[Data entries]
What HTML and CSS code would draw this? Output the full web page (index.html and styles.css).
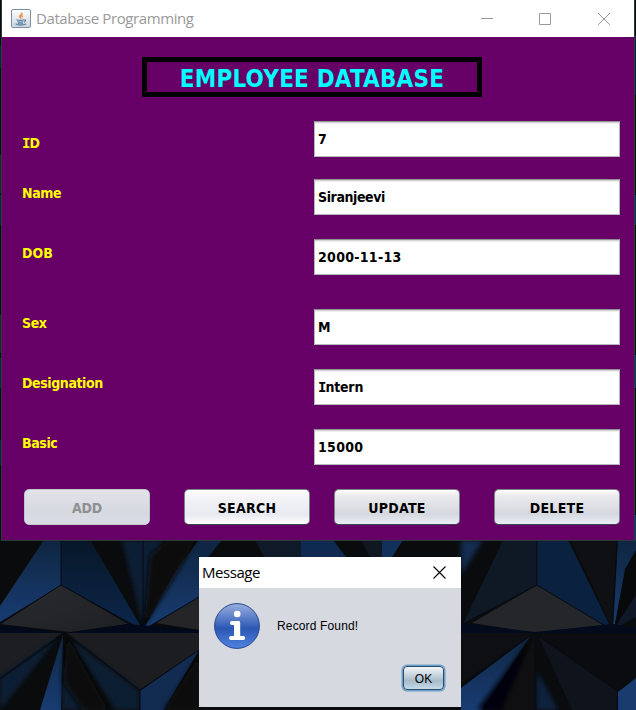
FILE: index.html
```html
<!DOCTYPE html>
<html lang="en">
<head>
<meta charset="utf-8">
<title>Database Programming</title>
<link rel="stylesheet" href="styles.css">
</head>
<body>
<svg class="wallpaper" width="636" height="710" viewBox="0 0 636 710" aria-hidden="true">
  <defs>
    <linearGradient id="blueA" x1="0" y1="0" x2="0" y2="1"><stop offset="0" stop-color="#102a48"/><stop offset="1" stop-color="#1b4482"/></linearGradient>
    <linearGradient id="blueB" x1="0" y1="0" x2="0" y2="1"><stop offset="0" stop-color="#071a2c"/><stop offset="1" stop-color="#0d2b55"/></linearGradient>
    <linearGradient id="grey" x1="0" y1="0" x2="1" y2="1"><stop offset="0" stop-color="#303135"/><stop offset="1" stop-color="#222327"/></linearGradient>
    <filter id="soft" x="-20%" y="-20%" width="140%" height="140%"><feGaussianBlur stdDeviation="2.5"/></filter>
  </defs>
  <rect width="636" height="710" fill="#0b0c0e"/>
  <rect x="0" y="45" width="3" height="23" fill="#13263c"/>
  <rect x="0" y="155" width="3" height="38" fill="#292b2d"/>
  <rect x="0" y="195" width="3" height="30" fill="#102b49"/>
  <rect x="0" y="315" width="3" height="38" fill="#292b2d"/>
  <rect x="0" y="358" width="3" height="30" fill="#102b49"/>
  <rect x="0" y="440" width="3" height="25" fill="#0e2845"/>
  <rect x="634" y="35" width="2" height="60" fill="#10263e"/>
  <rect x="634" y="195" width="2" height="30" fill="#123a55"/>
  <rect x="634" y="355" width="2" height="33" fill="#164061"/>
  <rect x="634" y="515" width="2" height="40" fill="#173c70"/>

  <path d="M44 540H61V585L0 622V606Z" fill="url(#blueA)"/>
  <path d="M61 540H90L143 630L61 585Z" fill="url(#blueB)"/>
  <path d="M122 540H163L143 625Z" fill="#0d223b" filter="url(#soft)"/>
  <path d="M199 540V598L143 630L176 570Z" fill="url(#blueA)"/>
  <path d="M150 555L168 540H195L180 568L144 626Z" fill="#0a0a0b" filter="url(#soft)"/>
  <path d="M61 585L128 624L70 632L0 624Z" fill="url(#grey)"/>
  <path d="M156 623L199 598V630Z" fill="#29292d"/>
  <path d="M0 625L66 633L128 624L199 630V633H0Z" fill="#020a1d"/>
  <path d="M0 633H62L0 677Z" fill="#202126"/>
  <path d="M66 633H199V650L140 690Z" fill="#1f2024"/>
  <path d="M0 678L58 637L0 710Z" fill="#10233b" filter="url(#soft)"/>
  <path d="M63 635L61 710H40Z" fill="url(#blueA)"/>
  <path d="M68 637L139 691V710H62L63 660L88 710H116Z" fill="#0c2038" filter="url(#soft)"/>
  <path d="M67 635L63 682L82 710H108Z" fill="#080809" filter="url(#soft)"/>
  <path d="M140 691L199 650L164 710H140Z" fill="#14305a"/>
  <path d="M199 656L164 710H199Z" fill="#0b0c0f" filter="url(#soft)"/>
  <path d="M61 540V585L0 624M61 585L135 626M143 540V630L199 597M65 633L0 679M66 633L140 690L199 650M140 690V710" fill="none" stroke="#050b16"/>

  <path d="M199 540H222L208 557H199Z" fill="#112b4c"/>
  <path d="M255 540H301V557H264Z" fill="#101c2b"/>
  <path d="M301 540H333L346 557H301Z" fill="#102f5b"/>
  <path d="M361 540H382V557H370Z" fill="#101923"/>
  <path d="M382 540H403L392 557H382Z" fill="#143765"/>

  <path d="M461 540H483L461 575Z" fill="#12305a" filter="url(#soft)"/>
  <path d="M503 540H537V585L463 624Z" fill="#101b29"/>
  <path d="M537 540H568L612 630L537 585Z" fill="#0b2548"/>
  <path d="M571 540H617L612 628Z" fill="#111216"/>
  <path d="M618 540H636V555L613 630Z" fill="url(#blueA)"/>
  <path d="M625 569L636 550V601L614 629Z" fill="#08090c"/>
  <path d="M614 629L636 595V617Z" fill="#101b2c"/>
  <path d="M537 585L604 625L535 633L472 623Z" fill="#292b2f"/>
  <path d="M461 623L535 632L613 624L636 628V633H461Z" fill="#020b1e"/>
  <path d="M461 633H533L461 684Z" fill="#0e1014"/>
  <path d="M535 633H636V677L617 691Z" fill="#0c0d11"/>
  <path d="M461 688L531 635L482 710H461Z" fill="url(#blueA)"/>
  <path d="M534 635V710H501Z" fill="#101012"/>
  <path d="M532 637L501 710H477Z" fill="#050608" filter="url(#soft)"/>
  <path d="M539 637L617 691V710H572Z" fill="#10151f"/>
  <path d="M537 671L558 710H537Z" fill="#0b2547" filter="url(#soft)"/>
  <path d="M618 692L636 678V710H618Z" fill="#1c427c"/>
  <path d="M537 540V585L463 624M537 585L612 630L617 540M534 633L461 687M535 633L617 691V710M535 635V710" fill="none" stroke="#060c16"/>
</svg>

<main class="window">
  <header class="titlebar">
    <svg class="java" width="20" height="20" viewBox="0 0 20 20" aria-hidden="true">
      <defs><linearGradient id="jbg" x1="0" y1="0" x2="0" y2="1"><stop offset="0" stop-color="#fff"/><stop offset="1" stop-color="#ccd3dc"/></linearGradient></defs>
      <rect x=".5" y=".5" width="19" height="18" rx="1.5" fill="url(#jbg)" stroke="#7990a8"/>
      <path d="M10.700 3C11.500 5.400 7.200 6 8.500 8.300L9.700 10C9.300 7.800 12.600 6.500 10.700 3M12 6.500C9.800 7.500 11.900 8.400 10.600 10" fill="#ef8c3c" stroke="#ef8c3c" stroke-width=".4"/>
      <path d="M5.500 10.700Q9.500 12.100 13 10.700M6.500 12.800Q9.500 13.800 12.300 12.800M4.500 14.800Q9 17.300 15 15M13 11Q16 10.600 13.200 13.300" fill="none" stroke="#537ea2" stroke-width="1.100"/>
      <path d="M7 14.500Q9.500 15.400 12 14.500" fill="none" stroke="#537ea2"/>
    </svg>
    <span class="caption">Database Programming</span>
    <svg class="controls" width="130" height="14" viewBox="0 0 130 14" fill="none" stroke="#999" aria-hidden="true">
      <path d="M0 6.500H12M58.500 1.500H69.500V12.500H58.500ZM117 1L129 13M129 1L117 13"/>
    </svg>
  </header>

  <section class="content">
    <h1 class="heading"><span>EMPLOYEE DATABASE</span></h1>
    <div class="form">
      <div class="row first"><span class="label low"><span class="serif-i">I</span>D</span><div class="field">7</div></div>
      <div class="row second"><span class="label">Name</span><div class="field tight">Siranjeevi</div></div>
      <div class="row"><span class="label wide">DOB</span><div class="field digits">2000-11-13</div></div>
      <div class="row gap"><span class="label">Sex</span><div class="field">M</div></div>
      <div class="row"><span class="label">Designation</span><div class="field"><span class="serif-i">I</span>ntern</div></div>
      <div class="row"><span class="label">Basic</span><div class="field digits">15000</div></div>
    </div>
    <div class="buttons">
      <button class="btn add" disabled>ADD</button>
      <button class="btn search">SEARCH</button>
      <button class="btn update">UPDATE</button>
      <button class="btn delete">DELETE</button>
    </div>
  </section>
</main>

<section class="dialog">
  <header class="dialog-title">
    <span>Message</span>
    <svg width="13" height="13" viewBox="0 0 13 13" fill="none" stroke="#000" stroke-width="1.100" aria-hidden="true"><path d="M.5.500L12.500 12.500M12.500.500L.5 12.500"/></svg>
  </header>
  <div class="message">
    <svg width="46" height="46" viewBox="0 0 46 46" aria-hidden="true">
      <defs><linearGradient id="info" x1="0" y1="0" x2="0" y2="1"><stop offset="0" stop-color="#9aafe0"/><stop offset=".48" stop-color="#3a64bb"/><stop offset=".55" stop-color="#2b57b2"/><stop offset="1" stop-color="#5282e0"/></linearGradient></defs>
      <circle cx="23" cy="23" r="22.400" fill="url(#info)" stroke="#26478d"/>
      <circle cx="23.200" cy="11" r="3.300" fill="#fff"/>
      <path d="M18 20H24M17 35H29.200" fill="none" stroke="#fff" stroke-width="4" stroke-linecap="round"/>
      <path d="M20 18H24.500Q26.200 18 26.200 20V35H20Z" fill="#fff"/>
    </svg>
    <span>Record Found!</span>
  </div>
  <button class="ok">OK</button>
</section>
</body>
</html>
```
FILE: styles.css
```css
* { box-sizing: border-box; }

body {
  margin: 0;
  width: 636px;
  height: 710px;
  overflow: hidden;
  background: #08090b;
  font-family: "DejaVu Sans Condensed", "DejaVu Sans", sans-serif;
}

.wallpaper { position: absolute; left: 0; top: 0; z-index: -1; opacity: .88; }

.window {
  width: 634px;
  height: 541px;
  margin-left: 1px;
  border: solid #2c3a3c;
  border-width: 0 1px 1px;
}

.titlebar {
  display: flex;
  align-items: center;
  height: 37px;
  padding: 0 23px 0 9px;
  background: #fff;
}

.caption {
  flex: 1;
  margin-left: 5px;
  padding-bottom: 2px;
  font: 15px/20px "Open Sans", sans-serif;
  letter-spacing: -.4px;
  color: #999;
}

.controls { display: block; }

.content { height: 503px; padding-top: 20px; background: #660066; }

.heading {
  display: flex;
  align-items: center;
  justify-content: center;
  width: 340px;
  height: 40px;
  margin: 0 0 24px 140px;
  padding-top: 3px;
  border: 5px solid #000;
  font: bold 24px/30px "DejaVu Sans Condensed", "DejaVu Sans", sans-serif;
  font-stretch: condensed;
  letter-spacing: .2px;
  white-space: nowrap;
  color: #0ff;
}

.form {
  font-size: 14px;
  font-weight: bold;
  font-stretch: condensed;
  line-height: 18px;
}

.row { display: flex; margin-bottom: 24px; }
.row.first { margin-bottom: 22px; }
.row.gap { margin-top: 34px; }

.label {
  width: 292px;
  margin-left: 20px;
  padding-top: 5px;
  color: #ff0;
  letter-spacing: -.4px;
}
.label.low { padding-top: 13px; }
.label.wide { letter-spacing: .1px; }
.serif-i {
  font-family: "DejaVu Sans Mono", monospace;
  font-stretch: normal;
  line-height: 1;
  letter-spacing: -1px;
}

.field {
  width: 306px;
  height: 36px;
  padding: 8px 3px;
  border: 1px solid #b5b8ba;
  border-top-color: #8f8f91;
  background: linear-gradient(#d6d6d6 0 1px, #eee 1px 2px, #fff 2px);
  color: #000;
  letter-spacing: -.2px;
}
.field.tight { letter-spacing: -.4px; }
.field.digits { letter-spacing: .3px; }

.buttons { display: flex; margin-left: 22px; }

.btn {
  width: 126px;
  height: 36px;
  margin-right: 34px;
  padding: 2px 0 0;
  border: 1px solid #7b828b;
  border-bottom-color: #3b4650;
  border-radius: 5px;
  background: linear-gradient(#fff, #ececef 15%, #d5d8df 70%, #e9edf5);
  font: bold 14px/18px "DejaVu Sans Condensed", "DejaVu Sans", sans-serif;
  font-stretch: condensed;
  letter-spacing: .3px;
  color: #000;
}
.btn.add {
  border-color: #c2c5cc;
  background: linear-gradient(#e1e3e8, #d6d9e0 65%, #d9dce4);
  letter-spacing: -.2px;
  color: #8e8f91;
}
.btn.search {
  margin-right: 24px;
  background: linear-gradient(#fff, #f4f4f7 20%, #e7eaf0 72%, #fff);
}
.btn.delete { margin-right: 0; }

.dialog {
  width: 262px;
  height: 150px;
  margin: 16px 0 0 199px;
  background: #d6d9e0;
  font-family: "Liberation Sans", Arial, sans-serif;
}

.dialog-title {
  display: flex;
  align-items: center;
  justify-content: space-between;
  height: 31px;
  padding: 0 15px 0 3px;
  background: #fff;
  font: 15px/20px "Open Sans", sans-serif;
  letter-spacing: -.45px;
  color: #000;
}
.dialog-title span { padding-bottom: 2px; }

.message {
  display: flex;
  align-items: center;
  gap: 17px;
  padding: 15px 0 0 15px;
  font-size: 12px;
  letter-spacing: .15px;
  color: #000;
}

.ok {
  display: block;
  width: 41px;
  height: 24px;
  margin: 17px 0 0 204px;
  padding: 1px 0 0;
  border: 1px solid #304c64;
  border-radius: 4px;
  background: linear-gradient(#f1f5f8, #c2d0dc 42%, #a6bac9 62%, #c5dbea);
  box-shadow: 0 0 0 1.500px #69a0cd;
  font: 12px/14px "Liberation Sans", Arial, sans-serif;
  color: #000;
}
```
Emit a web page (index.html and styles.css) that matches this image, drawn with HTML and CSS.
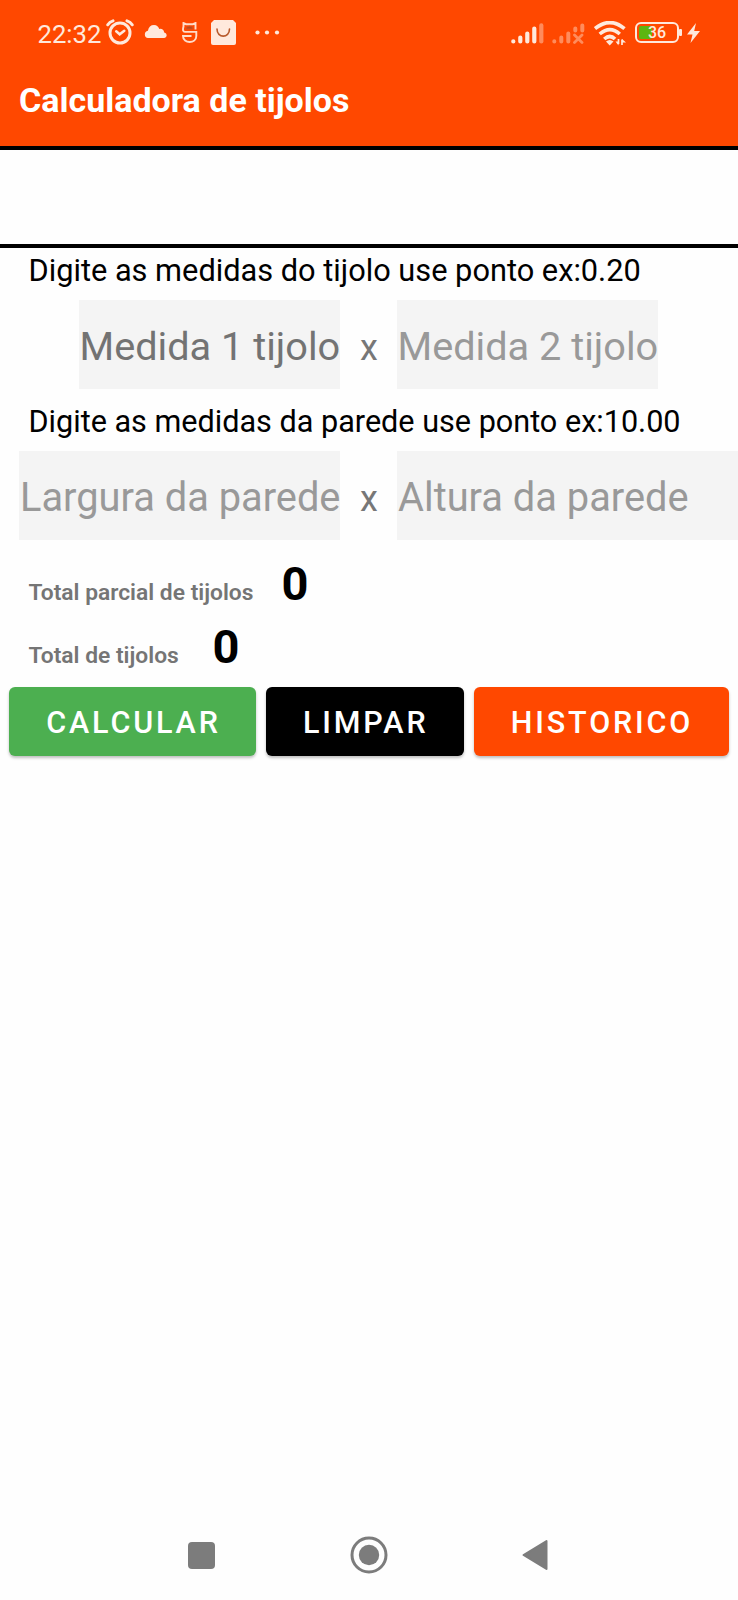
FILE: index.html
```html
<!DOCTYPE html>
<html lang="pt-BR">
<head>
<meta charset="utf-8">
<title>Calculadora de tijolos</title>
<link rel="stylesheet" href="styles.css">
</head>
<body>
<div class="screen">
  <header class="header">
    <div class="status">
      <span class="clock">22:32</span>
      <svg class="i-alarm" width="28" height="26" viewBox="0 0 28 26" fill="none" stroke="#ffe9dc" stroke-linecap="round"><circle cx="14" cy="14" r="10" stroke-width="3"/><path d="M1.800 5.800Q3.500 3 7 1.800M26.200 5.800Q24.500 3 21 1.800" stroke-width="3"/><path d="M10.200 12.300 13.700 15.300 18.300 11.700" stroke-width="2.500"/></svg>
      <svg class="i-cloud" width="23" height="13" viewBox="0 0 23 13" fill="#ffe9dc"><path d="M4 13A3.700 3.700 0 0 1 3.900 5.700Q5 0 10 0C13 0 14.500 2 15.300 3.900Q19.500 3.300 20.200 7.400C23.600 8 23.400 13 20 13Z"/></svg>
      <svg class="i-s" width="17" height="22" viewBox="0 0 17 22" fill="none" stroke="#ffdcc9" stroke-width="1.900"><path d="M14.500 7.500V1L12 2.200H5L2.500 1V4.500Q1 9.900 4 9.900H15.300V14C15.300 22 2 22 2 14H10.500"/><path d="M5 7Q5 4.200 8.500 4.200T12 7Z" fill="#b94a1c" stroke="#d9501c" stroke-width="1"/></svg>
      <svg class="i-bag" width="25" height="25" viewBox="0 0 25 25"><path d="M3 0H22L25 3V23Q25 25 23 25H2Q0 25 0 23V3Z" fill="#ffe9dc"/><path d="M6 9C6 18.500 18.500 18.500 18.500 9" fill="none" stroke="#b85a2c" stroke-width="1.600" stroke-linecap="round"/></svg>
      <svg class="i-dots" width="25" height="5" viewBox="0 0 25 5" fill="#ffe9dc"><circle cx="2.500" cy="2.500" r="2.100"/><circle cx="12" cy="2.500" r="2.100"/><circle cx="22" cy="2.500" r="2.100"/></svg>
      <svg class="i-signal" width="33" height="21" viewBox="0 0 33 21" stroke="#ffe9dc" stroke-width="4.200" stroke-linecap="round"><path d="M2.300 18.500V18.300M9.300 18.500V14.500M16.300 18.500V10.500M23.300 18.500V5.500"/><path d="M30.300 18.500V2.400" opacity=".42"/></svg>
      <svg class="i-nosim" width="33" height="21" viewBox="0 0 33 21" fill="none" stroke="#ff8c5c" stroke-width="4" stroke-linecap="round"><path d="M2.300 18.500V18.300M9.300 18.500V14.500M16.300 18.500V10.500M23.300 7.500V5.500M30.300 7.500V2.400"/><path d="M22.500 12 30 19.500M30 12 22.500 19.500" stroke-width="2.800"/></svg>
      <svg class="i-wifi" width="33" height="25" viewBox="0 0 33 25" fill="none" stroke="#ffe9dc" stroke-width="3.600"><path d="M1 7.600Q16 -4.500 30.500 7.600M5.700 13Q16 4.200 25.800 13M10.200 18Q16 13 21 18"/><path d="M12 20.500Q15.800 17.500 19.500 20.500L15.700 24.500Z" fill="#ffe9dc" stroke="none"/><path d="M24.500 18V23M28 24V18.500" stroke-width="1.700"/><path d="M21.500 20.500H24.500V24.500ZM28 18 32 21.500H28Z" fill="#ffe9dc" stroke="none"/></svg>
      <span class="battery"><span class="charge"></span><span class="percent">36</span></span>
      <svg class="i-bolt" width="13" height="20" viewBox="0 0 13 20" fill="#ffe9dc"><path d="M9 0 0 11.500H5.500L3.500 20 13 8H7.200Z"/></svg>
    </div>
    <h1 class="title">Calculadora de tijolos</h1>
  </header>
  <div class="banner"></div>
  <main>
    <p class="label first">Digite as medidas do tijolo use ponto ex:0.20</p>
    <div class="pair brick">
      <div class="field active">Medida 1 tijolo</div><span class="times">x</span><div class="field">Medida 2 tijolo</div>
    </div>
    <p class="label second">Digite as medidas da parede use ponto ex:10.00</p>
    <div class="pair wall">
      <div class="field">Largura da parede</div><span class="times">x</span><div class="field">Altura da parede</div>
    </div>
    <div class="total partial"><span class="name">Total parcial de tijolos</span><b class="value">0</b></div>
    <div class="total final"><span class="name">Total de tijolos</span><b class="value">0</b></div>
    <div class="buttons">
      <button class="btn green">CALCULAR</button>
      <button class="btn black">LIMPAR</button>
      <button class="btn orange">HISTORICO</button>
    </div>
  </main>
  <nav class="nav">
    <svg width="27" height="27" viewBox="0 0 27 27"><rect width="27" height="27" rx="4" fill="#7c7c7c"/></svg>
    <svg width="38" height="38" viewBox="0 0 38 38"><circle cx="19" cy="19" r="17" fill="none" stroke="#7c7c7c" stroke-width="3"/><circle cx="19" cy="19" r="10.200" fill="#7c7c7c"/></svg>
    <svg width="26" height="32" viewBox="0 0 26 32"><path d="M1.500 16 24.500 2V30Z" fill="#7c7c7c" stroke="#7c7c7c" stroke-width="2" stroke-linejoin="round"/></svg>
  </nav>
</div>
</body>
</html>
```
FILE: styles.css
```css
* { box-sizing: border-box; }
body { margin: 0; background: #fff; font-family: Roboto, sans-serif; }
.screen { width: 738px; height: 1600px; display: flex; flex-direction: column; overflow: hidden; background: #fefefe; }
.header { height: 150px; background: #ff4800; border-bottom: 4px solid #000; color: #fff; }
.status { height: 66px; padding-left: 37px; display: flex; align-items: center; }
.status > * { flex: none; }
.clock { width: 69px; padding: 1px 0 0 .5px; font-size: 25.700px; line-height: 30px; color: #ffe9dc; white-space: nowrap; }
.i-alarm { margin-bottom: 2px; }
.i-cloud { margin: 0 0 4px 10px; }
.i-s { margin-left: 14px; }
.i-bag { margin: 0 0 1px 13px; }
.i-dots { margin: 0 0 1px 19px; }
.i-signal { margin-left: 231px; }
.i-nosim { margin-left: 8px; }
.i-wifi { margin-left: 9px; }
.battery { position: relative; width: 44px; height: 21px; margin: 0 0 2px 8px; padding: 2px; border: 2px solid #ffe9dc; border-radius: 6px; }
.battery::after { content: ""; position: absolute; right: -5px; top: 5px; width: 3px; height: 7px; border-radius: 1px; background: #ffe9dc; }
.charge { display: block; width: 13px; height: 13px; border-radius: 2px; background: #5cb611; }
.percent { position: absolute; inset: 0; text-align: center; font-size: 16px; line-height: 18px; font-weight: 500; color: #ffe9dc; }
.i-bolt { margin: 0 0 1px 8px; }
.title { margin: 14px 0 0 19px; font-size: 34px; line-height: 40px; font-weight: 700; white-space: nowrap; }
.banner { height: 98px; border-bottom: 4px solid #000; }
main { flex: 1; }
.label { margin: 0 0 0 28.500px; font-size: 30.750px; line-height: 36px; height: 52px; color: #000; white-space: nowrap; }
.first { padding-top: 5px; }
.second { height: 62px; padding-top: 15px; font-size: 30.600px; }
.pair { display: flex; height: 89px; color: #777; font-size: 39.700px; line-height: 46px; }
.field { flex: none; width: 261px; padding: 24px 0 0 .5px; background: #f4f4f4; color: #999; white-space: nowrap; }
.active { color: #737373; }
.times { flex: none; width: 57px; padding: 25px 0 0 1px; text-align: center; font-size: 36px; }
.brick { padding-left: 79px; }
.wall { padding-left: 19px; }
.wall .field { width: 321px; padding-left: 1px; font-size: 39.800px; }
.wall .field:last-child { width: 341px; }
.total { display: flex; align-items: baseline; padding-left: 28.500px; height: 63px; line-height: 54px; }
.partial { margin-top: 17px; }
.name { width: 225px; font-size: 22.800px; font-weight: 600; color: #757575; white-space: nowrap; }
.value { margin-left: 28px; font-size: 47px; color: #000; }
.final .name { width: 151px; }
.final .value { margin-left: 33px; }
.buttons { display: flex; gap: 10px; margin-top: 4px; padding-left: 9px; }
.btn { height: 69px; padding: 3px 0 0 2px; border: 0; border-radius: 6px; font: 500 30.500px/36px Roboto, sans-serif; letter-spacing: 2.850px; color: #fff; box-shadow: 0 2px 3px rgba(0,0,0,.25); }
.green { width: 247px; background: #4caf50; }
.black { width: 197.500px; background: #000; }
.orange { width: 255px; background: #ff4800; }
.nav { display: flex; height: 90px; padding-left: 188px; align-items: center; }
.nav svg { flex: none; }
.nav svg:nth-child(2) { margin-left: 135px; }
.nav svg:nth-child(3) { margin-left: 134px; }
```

EXERCISE PROMPT – Identify and copy the lines holding the word "this".

COMPLETE OUTPUT –
What HTML and CSS code would draw this? Output the full web page (index.html and styles.css).
Emit a web page (index.html and styles.css) that matches this image, drawn with HTML and CSS.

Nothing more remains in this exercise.